* **Exercise directions**
Return every line below in which "React" appears.

* **Given material**
——

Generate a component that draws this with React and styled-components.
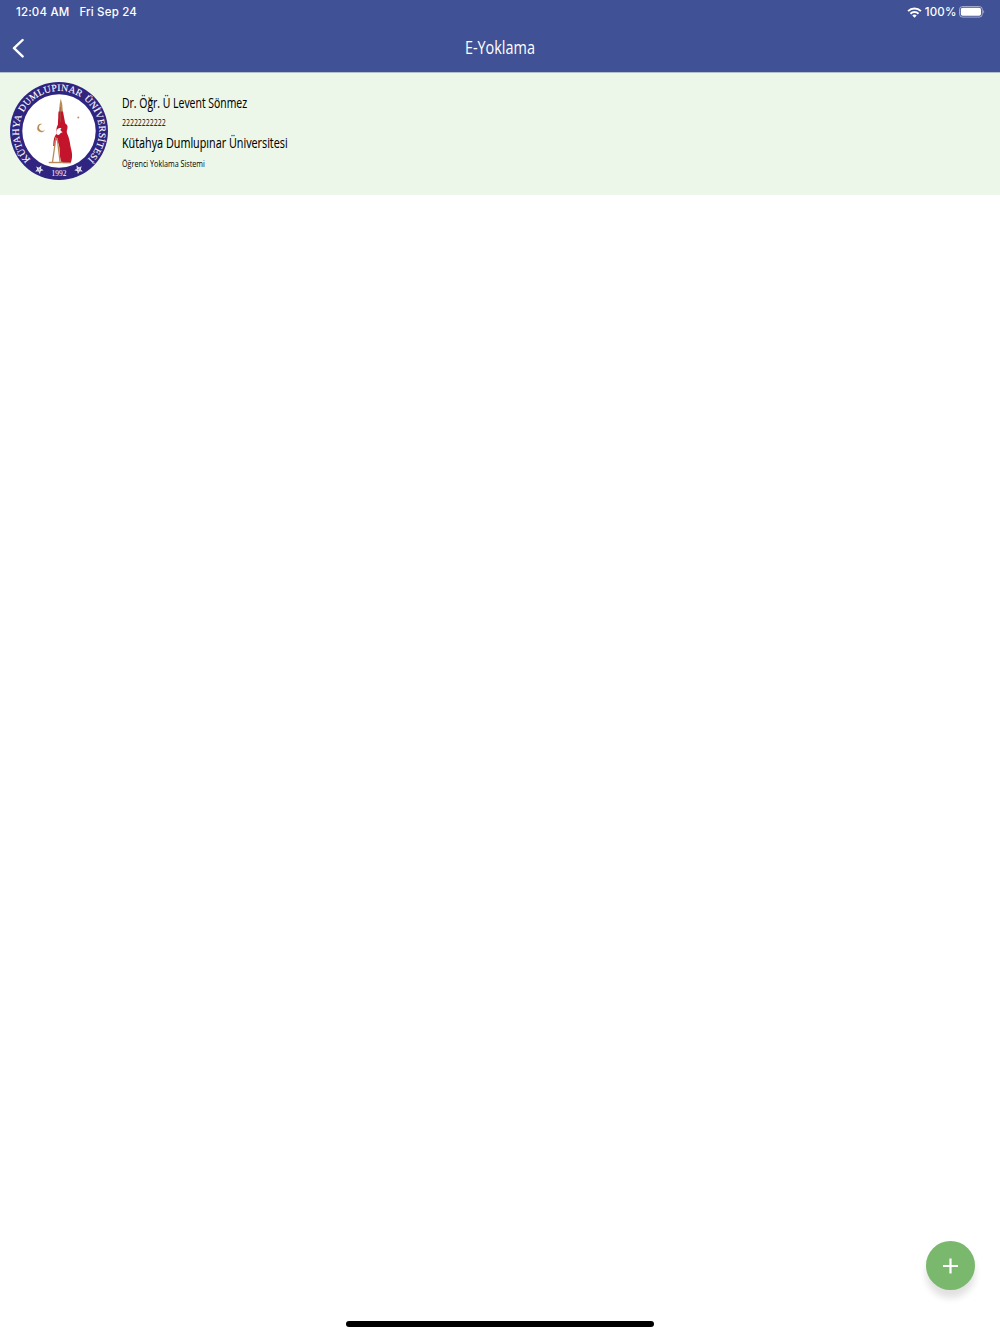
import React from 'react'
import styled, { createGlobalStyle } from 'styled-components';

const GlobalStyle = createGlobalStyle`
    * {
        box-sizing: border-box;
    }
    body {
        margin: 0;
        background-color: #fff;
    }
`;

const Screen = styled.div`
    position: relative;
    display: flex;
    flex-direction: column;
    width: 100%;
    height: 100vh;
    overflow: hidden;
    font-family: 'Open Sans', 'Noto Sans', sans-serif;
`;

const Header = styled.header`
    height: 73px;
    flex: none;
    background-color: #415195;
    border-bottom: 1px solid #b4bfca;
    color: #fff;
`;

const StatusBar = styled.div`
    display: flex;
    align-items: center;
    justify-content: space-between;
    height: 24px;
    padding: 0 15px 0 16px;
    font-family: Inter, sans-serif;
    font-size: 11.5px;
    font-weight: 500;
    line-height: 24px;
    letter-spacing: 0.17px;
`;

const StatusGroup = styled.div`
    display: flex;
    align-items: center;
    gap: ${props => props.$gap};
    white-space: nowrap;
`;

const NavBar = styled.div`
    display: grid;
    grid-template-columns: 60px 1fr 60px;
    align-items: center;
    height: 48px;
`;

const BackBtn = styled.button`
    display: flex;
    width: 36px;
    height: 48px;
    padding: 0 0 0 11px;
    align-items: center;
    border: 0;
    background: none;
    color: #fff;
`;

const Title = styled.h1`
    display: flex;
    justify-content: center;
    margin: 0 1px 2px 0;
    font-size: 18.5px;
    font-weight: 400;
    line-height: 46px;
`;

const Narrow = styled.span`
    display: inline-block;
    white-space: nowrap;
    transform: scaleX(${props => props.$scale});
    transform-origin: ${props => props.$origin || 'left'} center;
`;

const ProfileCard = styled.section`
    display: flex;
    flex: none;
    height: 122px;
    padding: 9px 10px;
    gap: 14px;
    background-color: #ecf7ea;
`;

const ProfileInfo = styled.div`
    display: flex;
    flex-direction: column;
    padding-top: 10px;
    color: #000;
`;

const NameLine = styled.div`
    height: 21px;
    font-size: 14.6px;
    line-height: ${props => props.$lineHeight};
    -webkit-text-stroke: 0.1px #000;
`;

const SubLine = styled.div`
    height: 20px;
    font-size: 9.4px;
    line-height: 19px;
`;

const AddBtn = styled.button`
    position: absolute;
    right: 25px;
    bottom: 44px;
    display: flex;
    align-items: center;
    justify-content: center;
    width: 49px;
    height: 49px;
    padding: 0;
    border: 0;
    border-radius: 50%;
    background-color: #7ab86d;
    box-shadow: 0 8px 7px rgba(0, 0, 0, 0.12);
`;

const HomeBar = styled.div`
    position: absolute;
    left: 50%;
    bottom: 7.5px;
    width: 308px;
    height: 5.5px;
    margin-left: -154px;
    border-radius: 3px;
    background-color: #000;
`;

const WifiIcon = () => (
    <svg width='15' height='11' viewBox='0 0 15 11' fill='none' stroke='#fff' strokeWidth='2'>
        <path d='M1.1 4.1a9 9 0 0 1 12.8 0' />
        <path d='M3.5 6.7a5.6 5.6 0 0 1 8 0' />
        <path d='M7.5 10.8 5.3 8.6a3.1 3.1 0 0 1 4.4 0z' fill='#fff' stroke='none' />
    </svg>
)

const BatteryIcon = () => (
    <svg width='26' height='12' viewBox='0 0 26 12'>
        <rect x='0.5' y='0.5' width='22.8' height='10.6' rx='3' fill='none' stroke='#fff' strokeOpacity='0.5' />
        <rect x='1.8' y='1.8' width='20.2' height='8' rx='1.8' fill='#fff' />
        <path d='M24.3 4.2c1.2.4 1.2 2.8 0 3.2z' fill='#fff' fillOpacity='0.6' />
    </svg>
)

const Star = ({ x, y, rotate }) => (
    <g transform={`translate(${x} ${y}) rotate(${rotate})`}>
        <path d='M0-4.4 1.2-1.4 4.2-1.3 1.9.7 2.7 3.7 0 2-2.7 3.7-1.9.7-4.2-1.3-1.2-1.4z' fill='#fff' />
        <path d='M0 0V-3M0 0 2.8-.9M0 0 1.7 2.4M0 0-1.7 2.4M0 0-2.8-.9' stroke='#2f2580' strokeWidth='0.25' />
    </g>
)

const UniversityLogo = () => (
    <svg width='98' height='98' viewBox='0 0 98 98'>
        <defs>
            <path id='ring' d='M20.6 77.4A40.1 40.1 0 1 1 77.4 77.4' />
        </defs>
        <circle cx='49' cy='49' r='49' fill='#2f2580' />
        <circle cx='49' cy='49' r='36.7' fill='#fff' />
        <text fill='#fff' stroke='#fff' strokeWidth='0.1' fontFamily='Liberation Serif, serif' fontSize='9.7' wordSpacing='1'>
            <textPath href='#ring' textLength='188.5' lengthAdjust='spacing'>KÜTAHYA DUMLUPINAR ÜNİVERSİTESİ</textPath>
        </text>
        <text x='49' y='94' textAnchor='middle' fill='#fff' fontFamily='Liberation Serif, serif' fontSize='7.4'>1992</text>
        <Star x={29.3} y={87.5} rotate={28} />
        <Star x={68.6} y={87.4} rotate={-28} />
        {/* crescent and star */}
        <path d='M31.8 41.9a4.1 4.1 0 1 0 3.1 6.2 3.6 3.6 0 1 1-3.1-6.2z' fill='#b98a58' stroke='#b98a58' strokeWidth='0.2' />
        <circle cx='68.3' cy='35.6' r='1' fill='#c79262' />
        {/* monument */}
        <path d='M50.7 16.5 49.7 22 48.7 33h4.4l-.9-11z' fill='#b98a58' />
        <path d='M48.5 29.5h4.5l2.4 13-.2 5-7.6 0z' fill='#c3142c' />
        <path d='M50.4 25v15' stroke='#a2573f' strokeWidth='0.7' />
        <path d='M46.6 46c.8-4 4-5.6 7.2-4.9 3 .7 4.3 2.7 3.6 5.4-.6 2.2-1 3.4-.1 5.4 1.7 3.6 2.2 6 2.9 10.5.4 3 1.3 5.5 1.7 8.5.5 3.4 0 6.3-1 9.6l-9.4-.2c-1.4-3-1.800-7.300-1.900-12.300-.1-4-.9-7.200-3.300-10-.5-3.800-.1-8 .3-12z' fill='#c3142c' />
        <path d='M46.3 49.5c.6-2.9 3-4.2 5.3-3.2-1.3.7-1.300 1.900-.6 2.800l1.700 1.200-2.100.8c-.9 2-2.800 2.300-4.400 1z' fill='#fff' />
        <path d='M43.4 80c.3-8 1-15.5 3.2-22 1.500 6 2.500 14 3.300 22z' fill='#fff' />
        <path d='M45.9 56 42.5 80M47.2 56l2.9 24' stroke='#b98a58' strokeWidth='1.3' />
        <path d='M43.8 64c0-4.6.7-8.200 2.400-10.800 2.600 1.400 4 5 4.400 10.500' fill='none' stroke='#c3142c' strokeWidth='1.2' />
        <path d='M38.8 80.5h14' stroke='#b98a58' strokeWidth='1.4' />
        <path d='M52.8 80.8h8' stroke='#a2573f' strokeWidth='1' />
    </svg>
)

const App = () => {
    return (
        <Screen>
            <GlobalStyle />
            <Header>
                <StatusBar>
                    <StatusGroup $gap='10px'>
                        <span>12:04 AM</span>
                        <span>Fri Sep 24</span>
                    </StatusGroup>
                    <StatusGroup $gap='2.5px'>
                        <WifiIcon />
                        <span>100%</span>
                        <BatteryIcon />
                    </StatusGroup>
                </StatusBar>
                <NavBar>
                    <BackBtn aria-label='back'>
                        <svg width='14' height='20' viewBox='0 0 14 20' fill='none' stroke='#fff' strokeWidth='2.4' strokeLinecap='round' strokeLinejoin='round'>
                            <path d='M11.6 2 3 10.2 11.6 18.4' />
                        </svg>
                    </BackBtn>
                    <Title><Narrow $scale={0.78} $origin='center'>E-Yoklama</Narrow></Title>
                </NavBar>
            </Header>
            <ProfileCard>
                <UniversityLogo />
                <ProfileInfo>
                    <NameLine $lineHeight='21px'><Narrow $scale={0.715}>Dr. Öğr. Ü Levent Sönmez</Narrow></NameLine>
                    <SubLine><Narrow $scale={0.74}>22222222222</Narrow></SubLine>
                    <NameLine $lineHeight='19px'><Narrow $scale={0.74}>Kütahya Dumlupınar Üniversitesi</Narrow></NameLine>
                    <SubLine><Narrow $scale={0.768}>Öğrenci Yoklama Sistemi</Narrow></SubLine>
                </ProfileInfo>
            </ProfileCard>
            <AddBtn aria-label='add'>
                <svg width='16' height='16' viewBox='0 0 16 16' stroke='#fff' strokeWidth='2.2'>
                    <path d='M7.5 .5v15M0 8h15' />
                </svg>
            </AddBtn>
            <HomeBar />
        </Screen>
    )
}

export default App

——

* **Response to this exercise**
Generate a component that draws this with React and styled-components.
import React from 'react'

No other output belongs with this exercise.